Next Thursday I will be doing a seminar for the Marshall Area Economic Development Authority called “Making Your Ads More Effective”. This is one of my favorite presentations because it includes a few lucky (brave?) souls who submit advertisement they have used previously and I give those ads a makeover. It is also one of my most vulnerable moments.
That’s always been the fascinating thing about being a speaker. I get to stand on stage and tell you what to do with your business. Then I walk away. I get paid whether you do anything or not. I get paid whether what I say helps you or not. You don’t always know if the speaker knows what he or she is talking about. You don’t always know if the speaker has walked the walk or if this is just some interesting theory and you’re the guinea pig. You don’t know if what the speaker is teaching actually applies to your situation or not.
Any good speaker will convince you with pre-determined data and facts and anecdotes and testimonials that what they are teaching works. In this case, however, I take it a step further, using not my own stories and data but your stories and data. For me, that makes it even more fun and challenging.
My next book just went to the editor yesterday and is based entirely on this presentation. The book title is, “Most Ads Suck (But Yours Won’t)”. It includes six principles I have uncovered from years of trial and error and years of study that make ads more memorable and effective. It includes scientific information, stories, and observable phenomenon taken from the real world of advertising. It includes samples from a wide range of companies from around the world. It includes everything I will be teaching to the fine people of Marshall this coming Thursday morning. It show how you can apply these principles to your web copy, your social media posts, your print campaigns, and your broadcast media.
The last time I presented this information, one member in the audience was an MBA Professor who acknowledged that none of this was being taught in their program but every one of their students needed to hear it. (We’re working out those details.)
In a few days I will be launching a crowdfunding campaign for this book to help cover the costs of editing and formatting and layout and cover design and printing costs. To entice you to help fund this, you’ll be able to pre-order copies of the book with your donation. Those of you willing to donate a little more can even get a free webinar or phone consultation or remake of your own advertising. Those of you willing to donate a lot can get me to visit for either one-on-one consultation or to do a workshop or seminar in your town.

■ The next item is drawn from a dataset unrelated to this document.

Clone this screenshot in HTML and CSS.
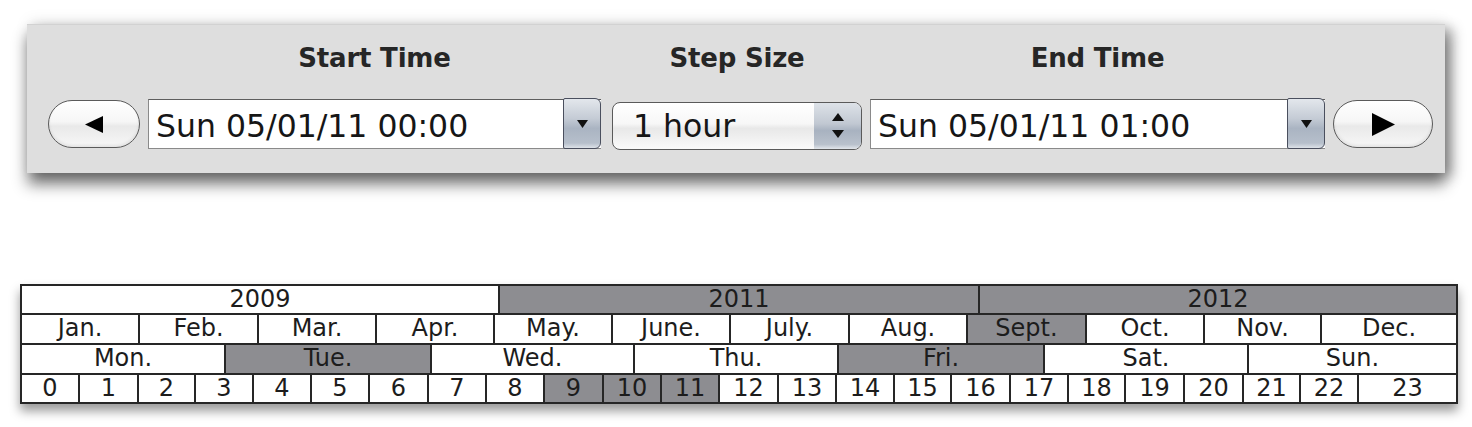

The amazing thing to me as I was doing research for this book was how many of these principles the major companies who spend millions of dollars on advertising get right, and how often they also get it wrong. Some of the principles are common sense. Some, however, are counter intuitive. As I get the manuscript back from the editor I will be posting excerpts through this blog. In the meantime, if you’re curious about what the book and the presentation are teaching, contact the Marshall Area Economic Development Authority and see if they’ll let you in the door.
PS One of the six principles is to make sure your ads only make one point. Don’t try to clutter your ad with too many points. The average casual listener will barely ever remember one, if that. This is one of the biggest mistakes I used to make in my advertising. Once I solved it, results started soaring. As homework, I want you to listen to the ads on your car radio. Seriously listen and see how many points each advertiser crams into each ad. Leave me a comment below with some of the worst offenders you hear.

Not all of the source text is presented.